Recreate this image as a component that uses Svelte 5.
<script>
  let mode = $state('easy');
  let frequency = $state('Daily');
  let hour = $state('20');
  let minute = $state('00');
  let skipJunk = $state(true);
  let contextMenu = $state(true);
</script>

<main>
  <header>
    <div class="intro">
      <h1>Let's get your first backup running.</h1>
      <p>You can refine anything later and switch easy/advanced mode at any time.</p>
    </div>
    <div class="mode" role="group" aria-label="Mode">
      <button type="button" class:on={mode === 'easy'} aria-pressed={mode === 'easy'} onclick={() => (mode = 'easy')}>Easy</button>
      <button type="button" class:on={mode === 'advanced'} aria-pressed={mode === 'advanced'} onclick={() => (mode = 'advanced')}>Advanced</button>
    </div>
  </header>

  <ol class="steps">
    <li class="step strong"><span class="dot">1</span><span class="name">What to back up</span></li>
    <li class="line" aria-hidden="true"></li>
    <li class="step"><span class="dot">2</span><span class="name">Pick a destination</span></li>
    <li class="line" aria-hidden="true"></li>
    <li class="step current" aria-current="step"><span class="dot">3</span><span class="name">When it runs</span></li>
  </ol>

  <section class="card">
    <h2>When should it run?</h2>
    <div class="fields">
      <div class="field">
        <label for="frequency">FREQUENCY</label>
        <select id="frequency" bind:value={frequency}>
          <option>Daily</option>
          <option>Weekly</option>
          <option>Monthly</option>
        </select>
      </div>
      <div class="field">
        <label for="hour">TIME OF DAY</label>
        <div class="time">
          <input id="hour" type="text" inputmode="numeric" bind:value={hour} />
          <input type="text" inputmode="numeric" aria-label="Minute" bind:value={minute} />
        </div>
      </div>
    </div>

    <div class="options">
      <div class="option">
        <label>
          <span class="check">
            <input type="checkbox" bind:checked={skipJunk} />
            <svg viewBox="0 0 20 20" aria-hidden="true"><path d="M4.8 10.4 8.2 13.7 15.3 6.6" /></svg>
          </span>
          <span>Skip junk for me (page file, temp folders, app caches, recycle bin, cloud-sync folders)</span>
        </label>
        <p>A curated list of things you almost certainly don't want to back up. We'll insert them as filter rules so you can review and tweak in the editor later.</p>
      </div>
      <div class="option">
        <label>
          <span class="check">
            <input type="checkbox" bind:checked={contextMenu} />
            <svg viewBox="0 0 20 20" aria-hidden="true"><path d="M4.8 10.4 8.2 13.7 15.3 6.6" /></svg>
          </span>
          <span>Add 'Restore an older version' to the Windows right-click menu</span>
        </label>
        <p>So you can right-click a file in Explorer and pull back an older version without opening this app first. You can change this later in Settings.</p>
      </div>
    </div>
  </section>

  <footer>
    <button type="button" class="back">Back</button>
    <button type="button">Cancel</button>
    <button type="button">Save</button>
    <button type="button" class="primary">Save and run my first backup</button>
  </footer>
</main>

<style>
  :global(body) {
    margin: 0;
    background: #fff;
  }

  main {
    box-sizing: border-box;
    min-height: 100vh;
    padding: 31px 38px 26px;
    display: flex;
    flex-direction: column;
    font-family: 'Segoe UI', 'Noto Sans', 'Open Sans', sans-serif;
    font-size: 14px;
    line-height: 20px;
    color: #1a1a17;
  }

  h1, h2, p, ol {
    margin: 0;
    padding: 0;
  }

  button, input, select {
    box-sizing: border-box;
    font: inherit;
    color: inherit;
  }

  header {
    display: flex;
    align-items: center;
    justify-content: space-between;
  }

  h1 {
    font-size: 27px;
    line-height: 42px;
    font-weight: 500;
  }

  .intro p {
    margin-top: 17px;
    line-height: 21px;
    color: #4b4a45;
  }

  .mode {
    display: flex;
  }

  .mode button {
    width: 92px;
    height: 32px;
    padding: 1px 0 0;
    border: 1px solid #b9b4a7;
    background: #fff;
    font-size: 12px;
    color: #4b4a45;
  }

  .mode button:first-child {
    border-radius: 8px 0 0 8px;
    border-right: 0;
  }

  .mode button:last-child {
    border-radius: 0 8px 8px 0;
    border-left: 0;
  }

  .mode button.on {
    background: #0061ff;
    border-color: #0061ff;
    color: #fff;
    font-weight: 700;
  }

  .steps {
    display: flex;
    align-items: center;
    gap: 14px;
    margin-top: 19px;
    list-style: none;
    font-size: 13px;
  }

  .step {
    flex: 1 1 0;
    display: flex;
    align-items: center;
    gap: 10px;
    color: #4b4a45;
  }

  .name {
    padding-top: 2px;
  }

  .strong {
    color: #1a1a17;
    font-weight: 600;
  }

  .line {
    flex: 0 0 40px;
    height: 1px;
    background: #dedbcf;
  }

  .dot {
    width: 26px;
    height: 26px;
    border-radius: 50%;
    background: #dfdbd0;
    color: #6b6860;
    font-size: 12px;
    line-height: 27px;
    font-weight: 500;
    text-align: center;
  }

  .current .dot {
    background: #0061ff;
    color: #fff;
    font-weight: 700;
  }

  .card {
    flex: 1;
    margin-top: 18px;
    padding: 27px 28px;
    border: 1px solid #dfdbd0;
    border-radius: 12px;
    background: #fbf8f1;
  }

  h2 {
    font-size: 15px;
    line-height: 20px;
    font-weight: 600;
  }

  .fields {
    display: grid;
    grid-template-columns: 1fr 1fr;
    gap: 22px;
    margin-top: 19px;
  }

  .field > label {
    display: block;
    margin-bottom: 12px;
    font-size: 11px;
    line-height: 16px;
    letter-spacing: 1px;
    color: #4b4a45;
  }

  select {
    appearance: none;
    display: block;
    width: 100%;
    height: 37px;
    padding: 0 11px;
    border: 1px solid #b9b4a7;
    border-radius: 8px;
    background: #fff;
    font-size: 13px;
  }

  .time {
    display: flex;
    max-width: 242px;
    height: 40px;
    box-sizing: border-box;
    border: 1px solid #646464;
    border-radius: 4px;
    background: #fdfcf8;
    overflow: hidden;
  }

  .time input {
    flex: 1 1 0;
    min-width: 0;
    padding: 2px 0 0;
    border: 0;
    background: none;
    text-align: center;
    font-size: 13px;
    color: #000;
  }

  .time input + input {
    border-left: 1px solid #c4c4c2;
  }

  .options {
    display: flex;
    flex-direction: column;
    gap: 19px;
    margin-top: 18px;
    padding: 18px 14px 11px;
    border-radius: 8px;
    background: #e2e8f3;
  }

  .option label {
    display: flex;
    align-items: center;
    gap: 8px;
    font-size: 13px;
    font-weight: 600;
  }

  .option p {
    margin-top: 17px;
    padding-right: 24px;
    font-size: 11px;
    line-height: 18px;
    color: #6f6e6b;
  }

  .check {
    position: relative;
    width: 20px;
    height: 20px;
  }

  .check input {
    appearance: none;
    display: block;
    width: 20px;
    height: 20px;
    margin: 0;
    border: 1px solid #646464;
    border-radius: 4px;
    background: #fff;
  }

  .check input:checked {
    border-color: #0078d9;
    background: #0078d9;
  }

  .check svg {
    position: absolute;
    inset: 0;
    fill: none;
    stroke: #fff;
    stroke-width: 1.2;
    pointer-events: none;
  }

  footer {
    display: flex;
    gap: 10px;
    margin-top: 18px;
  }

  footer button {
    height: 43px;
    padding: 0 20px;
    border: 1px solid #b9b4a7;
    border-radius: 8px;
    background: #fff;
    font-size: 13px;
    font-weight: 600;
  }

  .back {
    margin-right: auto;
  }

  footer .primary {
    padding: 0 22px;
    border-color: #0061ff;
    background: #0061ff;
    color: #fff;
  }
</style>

* * *

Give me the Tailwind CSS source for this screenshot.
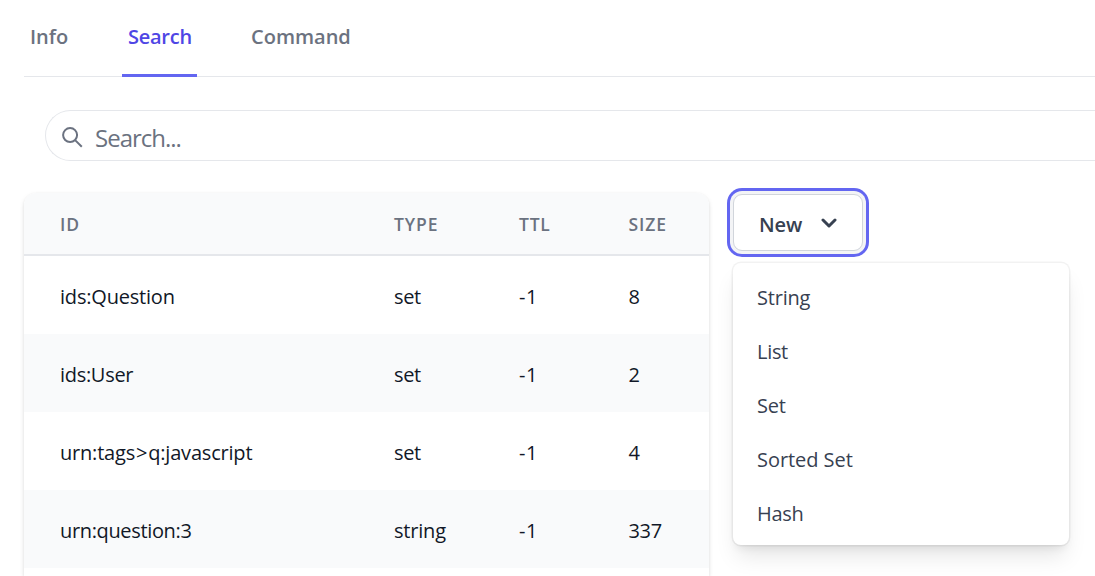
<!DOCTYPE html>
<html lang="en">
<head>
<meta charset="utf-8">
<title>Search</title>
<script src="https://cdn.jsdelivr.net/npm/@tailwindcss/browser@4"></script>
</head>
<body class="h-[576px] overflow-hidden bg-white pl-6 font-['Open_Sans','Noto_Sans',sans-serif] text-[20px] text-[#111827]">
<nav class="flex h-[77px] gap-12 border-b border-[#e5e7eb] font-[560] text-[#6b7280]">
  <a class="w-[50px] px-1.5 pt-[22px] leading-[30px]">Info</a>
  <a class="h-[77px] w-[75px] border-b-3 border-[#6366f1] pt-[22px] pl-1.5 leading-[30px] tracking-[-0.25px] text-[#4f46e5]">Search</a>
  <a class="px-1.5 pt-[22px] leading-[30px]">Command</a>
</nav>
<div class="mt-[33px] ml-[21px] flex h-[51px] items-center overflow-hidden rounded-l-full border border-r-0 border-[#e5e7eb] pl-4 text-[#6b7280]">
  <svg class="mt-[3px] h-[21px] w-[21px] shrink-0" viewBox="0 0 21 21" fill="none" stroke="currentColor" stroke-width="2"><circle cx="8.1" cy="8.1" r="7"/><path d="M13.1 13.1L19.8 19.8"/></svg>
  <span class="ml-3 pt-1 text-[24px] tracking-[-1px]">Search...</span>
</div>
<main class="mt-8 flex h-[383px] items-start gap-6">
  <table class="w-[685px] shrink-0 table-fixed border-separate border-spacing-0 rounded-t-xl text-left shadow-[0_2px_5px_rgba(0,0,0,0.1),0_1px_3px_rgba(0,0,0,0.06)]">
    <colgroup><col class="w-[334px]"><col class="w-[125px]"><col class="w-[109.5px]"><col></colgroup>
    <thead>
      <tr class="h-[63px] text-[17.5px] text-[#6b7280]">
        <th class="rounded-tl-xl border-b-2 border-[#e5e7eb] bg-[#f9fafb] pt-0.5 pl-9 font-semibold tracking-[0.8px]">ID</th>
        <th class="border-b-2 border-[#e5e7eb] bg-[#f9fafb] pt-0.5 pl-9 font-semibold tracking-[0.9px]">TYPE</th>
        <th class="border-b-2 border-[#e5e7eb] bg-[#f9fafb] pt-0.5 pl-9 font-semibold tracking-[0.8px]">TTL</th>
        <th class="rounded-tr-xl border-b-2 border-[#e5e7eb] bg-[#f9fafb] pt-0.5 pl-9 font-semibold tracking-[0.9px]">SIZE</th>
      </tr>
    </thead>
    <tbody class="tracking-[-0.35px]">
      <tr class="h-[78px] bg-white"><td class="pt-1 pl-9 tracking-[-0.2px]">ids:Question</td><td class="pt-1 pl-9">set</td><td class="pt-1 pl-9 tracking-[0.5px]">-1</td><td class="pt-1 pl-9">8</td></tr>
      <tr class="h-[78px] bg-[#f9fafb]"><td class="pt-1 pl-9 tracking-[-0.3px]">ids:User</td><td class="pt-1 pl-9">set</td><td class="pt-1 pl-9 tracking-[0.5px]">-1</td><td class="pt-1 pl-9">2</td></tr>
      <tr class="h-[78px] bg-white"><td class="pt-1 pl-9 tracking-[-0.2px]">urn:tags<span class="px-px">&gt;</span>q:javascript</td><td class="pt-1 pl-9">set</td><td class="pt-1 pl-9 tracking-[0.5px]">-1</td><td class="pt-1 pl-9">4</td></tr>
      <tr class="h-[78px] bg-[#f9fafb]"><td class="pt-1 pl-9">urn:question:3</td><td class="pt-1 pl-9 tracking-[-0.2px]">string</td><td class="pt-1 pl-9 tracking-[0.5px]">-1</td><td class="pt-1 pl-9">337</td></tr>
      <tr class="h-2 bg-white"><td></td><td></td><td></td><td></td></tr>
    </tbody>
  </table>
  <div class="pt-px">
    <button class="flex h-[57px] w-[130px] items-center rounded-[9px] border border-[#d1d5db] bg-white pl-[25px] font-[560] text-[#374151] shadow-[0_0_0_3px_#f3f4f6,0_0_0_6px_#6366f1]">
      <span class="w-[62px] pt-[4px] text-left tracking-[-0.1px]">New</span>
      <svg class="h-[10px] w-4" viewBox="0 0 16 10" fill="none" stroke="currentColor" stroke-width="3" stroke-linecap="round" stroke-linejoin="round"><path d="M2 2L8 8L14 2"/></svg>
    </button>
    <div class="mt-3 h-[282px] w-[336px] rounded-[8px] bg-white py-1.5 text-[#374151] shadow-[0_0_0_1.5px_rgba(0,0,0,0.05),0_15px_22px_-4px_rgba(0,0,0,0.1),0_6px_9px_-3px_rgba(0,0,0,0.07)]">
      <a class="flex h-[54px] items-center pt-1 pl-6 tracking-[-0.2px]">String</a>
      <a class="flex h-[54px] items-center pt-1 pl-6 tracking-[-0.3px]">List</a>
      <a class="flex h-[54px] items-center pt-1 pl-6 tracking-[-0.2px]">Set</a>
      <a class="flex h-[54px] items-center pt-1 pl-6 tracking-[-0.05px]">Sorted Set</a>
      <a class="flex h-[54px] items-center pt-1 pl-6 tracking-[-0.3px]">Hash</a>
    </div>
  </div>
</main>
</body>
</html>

# GIVEN PROBLEM
Every line of the listing that holds "this" should be found and copied.

# PROBLEM SOLUTION
Recreate this image as a component that uses Svelte 5.
        <p>So you can right-click a file in Explorer and pull back an older version without opening this app first. You can change this later in Settings.</p>
Give me the Tailwind CSS source for this screenshot.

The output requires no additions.